**Task directions:** Give the number of lines in the listing that hold the word "styles". Write nothing but that number.

++++ Source data ++++

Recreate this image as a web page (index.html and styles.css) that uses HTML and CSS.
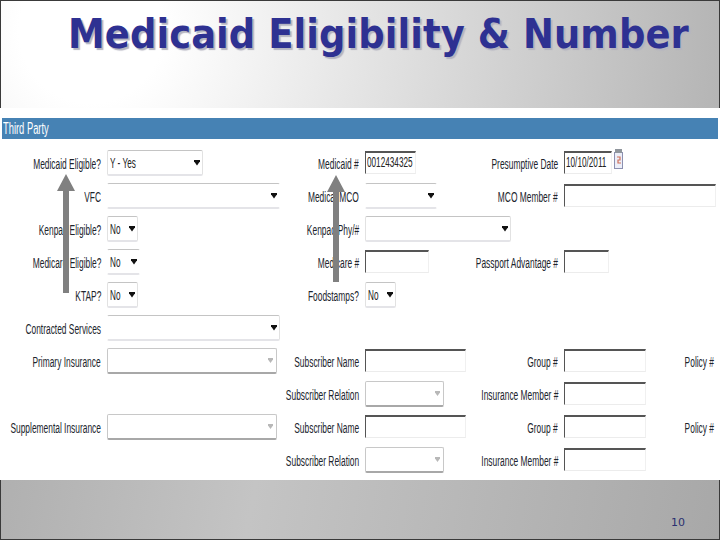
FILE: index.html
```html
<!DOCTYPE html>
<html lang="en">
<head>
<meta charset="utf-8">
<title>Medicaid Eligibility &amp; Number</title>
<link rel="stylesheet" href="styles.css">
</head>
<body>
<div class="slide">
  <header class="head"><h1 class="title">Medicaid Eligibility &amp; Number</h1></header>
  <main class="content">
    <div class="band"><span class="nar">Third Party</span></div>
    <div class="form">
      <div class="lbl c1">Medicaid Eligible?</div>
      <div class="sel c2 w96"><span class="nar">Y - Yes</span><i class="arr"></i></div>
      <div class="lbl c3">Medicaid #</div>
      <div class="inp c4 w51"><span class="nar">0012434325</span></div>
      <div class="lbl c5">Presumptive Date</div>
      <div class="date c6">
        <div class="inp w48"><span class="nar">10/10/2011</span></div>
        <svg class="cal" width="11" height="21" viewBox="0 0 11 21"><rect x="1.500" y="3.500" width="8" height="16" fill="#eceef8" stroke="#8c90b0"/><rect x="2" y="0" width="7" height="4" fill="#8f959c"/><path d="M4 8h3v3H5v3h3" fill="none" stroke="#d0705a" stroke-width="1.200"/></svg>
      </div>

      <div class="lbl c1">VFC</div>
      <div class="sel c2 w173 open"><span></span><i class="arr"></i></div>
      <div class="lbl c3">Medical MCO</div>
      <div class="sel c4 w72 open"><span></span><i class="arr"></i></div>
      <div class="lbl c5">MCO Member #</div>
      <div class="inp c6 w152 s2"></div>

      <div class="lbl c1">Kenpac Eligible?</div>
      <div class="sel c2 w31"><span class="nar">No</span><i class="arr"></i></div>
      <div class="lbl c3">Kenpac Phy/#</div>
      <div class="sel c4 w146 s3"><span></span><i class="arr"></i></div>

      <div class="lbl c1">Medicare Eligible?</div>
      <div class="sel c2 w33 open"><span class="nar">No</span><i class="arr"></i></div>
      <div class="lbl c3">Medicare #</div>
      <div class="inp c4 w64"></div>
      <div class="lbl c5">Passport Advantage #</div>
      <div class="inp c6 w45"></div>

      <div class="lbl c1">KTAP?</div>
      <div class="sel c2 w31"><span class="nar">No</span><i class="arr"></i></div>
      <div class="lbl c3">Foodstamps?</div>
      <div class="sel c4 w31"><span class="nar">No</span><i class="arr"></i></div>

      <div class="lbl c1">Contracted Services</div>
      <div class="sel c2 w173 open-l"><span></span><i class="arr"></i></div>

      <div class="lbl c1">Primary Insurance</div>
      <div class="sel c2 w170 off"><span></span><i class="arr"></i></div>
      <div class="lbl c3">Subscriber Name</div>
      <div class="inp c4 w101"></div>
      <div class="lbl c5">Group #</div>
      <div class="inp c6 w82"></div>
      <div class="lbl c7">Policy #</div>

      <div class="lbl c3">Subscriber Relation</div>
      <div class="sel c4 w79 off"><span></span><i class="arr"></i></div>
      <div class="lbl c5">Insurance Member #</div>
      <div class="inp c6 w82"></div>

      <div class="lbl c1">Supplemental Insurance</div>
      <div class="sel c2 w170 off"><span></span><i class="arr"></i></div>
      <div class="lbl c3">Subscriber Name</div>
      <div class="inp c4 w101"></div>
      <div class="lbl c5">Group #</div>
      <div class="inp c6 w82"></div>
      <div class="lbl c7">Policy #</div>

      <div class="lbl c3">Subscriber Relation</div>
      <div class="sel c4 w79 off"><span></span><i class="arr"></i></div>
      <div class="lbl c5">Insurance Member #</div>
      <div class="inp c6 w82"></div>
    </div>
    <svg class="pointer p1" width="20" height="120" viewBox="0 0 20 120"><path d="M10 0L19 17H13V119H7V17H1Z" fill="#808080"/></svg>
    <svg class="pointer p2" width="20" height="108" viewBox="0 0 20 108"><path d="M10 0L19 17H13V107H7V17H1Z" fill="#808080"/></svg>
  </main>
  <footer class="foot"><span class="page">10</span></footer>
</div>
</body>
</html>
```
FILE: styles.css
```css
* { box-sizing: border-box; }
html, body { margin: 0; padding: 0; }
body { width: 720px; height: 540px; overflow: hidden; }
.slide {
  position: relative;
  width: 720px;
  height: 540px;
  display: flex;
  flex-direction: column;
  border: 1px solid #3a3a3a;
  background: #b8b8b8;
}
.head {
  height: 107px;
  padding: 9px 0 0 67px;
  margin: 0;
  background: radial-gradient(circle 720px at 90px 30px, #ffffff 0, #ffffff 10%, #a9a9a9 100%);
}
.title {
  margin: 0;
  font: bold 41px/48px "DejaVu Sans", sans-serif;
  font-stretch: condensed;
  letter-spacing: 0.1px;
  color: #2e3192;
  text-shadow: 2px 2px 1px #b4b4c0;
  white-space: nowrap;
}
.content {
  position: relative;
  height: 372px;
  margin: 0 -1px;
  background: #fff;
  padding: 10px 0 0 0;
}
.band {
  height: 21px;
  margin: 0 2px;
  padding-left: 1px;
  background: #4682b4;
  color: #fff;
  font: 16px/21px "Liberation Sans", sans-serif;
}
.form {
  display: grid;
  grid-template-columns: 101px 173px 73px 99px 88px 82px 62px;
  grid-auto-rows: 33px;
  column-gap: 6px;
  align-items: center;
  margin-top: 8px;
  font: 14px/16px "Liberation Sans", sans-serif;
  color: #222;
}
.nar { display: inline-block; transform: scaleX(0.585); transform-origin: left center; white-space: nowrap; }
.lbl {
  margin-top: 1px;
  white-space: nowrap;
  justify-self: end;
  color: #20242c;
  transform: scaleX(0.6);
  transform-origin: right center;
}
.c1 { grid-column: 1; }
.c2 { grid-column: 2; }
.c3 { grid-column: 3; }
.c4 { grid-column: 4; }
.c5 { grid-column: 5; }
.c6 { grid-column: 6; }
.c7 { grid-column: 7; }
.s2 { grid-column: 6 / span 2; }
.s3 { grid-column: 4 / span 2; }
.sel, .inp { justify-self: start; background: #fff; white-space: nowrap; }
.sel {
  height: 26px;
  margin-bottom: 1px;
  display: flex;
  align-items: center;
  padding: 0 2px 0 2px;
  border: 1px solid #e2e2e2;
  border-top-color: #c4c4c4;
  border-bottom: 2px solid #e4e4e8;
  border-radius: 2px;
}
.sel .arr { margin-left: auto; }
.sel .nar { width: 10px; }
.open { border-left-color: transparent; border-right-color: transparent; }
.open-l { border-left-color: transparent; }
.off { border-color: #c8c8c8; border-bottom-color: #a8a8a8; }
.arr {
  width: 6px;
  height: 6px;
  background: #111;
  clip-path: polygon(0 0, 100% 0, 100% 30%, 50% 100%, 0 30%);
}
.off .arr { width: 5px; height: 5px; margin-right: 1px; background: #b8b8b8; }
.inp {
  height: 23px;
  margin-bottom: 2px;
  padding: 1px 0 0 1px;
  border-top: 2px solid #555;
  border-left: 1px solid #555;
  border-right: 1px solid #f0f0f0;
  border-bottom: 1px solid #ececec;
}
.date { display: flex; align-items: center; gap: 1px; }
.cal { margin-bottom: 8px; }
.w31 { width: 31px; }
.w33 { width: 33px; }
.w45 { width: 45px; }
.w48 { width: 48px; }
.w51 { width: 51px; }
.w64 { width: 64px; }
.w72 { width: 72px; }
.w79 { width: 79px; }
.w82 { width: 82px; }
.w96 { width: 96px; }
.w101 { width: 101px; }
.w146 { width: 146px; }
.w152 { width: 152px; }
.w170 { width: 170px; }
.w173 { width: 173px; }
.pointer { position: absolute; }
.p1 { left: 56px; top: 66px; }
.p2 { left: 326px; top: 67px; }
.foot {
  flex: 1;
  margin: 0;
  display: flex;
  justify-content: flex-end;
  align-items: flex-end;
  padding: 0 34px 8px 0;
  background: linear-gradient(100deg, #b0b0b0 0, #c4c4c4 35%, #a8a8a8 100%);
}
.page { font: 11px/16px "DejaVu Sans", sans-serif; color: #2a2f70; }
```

++++

**Exercise result:** 3